Indian-Origin Businessmen Gupta Brothers In South Africa Named In UK Economic Sanctions List
Three brothers from the influential Gupta family in South Africa have been placed on a new list of 22 people sanctioned by the UK government on Monday for their alleged involvement in some of the world’s most serious cases of corruption and to block them channelling money through UK banks or enter the country.
Brothers Ajay, Atul and Rajesh Gupta are sanctioned for their role in a “long-running” South African corruption scandal, alongside Russian tax fraudsters, individuals linked to Latin American bribery cases and a Sudanese businessman.
They fall under the first wave of measures under the new Global Anti-Corruption sanctions regime, which gives the UK unprecedented power to stop corrupt actors profiting from the UK economy, imposes asset freezes and travel bans against individuals.
“Corruption has a corrosive effect as it slows development, drains the wealth of poorer nations and keeps their people trapped in poverty. It poisons the well of democracy,” said UK Foreign Secretary Dominic Raab.
“The individuals we have sanctioned today have been involved in some of the most notorious corruption cases around the world. Global Britain is standing up for democracy, good governance and the rule of law. We are saying to those involved in serious corruption: we will not tolerate you or your dirty money in our country,” he said.
On the sanction list of 22, the Foreign, Commonwealth and Development Office (FCDO) includes Ajay, Atul and Rajesh Gupta and their associate Salim Essa, for their roles in serious corruption.
“They were at the heart of a long-running process of corruption in South Africa which caused significant damage to its economy,” it notes.
The businessmen have all previously denied allegations of corruption.
The family, originally from Uttar Pradesh’s Saharanpur, is now in self-exile in Dubai as South Africa continues extradition efforts for questioning in their alleged role in state capture involving billions of South African Rands from state-owned institutions.

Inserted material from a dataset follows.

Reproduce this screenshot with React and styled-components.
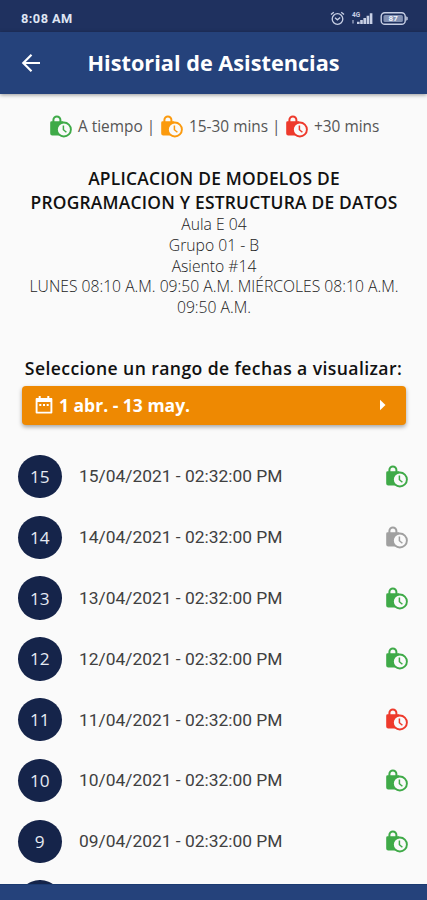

In 2019, the US treasury department imposed sanctions on the three Gupta brothers and Essa for their involvement in corruption in South Africa.
Others on the list include those involved in the diversion of USD 230 million of Russian state property through a fraudulent tax refund scheme uncovered by Russian lawyer Sergei Magnitsky, who died in 2009 having uncovered one of the largest tax frauds in recent Russian history.
Sudanese businessman Ashraf Seed Ahmed Hussein Ali, widely known as Al Cardinal, is sanctioned for his involvement in the “misappropriation” of significant amounts of state assets in one of the poorest countries in the world.
“This diversion of resources in collusion with South Sudanese elites has contributed to ongoing instability and conflict,” the FCDO notes.
The remaining individuals on the sanction list are said to be involved in serious corruption in Latin America, including facilitating bribes to support a major drug trafficking organisation and “misappropriation that has led to citizens being deprived of vital resources for development”.
The FCDO said the measures are deliberately targeted, so the UK can impose sanctions on corrupt individuals and their enablers, rather than entire nations. They are being taken partly in tandem with the US, which is also announcing further corruption sanctions this week.
“Acting together sends the clearest possible signal that corruption comes with a heavy price,” the FCDO said.
The Global Anti-Corruption sanctions regime builds on the Global Human Rights sanctions regime established in July 2020, which has resulted in the UK imposing sanctions on 78 individuals and entities involved in serious human rights violations, including from Myanmar, Belarus, China and Russia.
The FCDO said the UK will continue to use a range of means to tackle serious corruption around the world, including funding the International Corruption Unit in the National Crime Agency (NCA).
The International Corruption Unit and its predecessors claim to have restrained, confiscated or returned over 1.1 billion pounds of stolen assets, stolen from developing countries since 2006.